### WHAT IS NEEDED
Among the lines below, how many carry the string "this"? Reply with a number and nothing else.

[Begin AVAILABLE DATA]

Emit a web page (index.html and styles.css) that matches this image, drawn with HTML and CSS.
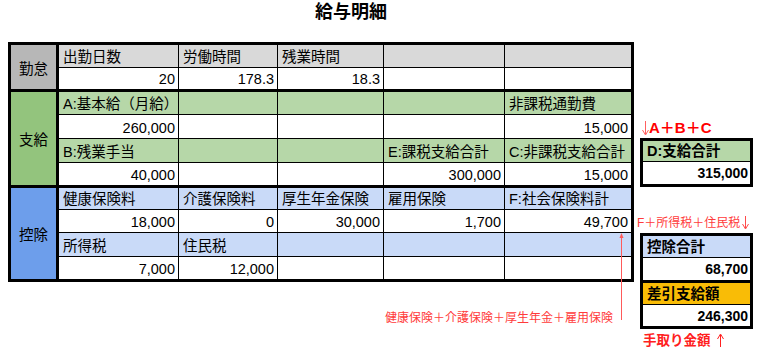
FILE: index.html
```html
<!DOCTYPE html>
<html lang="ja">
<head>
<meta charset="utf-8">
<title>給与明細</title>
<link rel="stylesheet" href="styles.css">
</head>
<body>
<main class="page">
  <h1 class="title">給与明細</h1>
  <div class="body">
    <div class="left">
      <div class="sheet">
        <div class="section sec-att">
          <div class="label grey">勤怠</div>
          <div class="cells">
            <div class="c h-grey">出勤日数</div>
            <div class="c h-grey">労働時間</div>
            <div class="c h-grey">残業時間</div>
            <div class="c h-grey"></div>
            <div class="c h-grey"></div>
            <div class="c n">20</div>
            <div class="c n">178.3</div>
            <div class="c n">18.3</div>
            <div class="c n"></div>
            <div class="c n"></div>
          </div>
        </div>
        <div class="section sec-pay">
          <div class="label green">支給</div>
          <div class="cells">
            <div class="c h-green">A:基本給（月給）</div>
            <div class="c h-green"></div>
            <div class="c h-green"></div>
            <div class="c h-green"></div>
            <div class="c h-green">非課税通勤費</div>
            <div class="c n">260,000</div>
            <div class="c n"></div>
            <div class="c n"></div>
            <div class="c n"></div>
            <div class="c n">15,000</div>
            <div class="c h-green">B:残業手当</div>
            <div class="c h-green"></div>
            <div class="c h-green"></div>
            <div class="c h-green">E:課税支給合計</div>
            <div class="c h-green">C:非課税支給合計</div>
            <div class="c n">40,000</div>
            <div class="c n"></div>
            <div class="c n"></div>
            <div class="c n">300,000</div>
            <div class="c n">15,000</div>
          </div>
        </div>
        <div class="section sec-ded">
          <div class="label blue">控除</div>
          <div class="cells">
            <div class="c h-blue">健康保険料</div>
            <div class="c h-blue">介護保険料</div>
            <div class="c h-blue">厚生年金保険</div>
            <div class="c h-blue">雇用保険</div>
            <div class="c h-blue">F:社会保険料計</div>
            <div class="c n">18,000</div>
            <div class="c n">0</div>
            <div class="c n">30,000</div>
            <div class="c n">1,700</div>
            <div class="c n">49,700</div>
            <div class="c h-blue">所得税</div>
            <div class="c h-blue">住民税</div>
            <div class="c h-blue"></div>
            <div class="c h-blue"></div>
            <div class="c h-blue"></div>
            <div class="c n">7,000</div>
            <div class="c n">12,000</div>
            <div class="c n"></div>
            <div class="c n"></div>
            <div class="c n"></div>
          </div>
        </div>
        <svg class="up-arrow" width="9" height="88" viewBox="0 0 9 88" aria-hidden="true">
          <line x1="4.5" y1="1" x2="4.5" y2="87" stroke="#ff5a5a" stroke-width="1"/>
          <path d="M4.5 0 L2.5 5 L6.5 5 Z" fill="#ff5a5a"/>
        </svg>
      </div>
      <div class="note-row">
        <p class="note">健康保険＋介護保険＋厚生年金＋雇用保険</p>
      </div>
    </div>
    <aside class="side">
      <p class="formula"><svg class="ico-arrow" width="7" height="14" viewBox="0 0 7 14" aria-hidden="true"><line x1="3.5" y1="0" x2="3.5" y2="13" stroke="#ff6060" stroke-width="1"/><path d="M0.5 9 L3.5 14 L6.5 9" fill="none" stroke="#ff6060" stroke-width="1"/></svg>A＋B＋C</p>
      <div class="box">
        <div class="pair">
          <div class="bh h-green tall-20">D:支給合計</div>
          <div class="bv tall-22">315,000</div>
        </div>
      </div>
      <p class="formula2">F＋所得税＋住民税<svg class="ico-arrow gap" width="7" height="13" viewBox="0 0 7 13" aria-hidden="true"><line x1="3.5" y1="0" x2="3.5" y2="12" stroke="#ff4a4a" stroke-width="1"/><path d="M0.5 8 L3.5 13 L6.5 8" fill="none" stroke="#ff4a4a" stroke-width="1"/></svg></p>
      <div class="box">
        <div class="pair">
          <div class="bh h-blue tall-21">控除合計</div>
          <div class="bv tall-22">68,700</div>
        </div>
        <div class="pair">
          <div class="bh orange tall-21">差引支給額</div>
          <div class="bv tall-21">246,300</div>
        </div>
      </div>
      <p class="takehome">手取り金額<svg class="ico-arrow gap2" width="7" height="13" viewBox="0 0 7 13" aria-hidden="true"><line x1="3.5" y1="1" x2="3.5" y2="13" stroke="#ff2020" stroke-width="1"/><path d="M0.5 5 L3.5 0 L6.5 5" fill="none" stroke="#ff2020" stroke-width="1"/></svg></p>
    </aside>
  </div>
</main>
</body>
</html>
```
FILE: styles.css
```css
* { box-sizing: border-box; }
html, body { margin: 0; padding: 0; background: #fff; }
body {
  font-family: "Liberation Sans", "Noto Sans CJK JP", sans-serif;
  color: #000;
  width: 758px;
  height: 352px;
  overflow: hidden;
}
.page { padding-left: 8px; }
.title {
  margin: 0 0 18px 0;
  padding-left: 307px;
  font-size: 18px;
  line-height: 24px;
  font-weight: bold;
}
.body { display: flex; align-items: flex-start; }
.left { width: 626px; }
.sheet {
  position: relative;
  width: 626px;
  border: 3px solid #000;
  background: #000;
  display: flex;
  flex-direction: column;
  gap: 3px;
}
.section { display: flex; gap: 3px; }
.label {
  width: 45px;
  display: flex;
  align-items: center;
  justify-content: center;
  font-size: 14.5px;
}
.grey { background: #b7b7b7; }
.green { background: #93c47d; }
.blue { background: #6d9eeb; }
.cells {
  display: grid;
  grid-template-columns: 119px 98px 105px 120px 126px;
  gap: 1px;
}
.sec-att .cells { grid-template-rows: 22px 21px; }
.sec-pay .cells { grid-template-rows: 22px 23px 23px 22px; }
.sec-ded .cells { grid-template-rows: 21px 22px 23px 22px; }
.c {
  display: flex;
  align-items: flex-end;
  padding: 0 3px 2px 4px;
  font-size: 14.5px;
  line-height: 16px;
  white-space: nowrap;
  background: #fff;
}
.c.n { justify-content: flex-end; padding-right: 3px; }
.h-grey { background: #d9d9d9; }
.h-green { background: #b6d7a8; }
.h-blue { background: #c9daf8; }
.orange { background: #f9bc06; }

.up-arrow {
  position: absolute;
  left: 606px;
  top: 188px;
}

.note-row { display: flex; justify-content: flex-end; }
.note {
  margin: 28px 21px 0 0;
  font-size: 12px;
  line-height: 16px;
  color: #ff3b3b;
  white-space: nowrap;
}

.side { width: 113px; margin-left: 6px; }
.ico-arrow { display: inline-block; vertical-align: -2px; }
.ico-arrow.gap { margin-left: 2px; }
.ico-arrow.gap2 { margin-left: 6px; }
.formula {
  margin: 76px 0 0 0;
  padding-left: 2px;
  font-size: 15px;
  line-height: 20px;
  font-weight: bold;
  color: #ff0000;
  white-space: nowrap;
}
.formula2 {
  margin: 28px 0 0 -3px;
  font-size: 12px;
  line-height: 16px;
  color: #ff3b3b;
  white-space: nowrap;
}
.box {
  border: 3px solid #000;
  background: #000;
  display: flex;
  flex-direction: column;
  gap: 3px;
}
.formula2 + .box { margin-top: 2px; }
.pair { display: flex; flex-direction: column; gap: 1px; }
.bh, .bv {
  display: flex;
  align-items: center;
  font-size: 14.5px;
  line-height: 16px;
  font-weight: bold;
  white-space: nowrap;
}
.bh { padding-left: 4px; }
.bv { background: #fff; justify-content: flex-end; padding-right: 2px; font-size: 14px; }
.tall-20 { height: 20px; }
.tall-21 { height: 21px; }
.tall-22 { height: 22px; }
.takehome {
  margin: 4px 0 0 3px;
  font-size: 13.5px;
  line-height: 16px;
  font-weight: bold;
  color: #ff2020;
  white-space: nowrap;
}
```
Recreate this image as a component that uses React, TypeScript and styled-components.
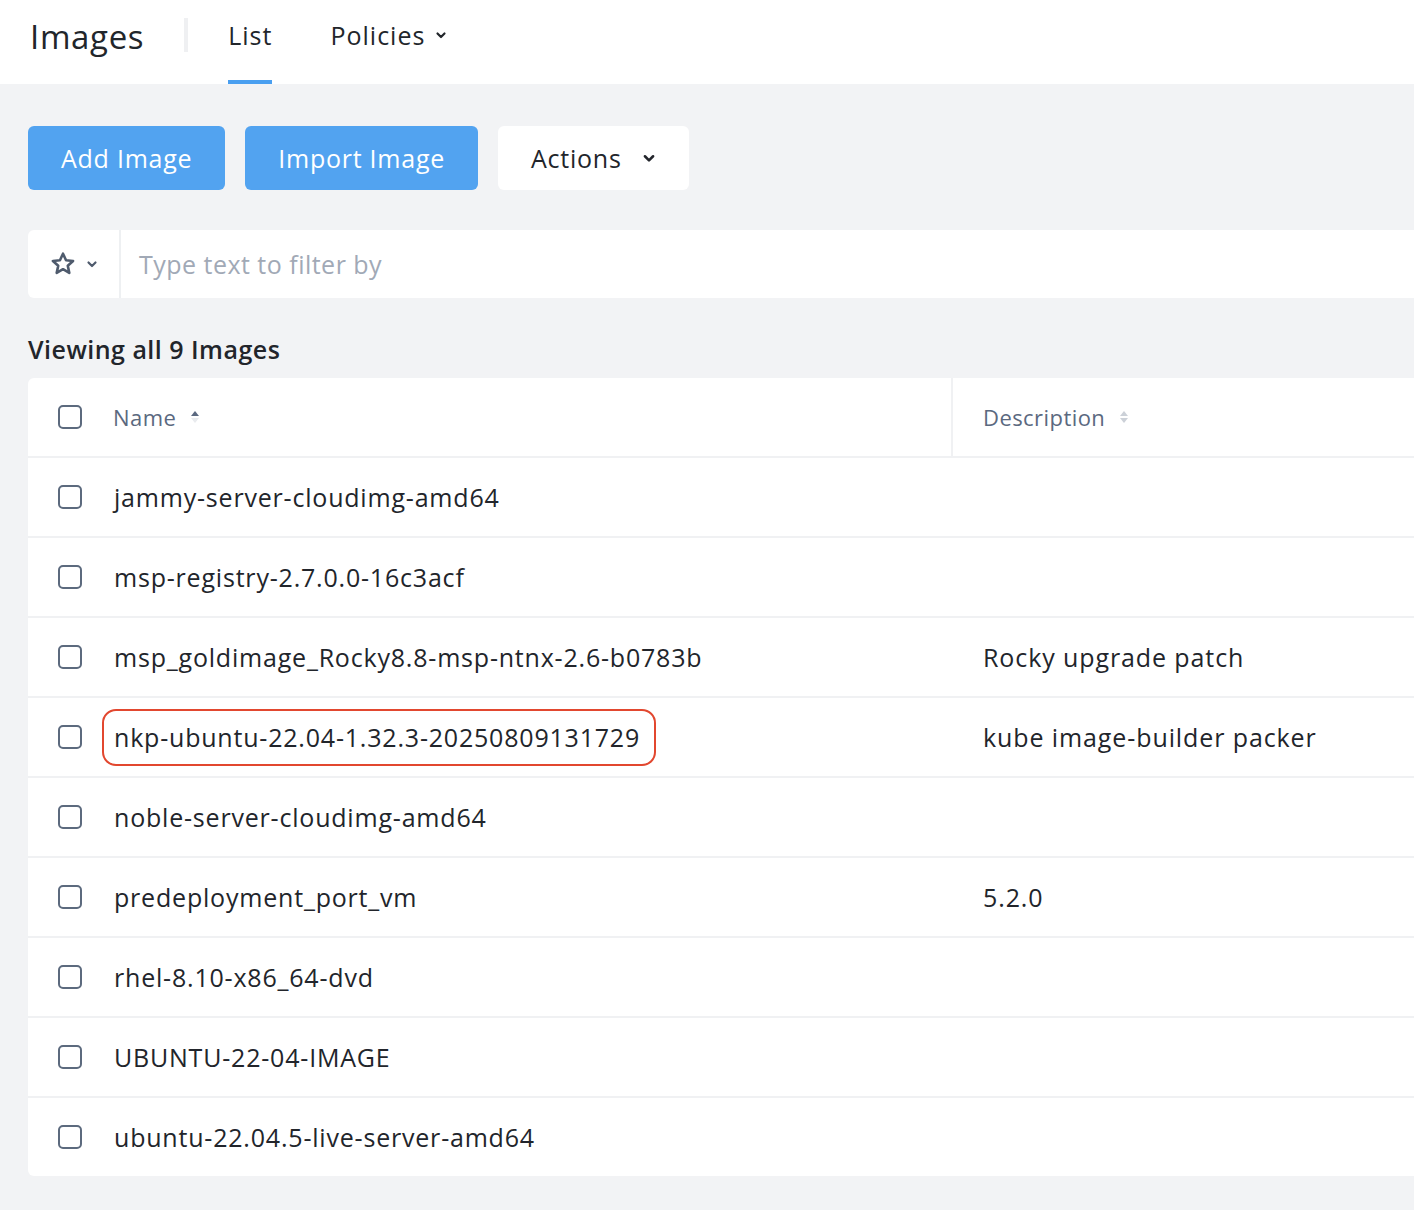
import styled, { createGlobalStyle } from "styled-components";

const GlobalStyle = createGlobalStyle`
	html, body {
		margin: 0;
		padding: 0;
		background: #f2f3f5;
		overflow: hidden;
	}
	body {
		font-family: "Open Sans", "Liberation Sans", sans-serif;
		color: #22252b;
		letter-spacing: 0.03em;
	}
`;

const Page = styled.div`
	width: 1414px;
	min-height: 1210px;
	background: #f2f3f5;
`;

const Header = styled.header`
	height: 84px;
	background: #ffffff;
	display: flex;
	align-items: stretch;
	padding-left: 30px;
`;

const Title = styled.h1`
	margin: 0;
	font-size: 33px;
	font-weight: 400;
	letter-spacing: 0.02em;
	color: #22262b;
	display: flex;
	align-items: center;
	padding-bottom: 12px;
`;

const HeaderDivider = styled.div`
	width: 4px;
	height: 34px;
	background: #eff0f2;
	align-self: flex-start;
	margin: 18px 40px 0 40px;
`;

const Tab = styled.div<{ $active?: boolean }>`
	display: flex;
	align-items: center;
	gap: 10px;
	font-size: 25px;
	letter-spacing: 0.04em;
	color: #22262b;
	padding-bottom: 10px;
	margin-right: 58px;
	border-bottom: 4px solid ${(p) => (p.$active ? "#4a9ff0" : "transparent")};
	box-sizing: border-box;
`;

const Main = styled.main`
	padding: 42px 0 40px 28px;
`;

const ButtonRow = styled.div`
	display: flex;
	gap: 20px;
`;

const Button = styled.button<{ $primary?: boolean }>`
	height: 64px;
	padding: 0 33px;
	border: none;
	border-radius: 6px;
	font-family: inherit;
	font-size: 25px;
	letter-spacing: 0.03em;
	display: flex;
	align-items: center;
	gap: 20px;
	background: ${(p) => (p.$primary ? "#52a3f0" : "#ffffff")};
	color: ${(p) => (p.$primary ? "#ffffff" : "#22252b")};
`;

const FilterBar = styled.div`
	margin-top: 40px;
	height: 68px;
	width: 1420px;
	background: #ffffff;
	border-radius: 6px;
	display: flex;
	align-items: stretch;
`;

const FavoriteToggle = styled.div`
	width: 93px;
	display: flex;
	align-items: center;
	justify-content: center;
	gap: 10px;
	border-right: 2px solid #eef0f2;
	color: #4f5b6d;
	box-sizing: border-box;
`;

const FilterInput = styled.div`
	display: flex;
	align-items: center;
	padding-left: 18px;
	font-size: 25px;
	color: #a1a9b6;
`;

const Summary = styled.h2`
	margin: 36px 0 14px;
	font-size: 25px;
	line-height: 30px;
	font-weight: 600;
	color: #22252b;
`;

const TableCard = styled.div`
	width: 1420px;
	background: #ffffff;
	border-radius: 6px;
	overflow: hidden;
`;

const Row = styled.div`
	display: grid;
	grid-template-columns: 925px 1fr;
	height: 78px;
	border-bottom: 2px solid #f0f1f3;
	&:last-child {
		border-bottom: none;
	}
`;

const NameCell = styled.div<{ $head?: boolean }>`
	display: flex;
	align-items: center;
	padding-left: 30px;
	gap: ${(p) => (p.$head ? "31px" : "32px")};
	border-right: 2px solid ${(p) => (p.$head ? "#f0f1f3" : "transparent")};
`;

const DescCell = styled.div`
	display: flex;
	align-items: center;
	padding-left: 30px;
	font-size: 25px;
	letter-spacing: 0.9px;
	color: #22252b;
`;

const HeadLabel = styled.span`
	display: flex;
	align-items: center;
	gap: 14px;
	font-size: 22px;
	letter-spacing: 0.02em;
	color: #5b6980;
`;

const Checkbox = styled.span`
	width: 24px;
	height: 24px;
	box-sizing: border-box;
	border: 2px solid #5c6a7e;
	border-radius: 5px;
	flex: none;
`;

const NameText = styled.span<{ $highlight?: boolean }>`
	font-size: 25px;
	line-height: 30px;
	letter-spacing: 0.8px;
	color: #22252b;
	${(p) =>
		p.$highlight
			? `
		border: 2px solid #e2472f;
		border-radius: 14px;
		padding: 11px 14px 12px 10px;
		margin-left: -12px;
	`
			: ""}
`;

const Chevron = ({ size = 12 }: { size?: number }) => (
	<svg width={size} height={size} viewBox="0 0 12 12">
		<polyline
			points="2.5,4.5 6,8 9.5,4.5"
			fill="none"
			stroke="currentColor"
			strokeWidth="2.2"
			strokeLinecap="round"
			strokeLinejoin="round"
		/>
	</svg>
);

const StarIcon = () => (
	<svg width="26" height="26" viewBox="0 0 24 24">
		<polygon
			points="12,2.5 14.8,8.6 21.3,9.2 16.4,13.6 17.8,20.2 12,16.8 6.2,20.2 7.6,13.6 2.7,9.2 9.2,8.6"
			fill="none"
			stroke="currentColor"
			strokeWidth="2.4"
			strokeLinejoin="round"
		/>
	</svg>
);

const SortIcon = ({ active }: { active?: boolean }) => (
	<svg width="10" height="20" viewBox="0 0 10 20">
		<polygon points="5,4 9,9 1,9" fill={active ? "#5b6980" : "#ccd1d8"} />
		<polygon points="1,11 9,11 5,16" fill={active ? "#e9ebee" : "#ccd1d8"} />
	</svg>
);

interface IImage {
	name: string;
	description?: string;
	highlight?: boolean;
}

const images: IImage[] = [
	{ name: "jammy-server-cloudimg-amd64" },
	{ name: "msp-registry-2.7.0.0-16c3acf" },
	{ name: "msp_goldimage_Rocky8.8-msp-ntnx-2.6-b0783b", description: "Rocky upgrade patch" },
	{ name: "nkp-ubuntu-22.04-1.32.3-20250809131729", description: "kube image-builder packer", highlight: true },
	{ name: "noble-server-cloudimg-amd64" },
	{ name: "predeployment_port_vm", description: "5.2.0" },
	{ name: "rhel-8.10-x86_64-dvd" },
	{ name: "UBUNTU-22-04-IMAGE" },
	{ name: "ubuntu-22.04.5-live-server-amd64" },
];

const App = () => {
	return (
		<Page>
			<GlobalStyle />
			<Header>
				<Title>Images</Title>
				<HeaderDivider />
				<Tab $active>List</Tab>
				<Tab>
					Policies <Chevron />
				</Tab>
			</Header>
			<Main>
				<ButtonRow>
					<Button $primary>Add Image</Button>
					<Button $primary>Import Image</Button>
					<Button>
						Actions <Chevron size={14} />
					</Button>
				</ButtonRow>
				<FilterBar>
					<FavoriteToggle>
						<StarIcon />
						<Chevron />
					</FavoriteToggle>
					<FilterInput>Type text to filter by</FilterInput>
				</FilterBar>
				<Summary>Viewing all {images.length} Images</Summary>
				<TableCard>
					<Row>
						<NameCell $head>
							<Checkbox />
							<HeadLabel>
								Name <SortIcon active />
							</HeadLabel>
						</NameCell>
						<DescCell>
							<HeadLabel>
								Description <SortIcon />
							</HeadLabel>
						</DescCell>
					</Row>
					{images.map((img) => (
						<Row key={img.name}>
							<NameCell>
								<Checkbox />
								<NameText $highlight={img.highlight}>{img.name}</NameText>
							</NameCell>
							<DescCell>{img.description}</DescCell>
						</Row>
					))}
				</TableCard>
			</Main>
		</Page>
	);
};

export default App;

[End AVAILABLE DATA]

### CORRECT OUTPUT
2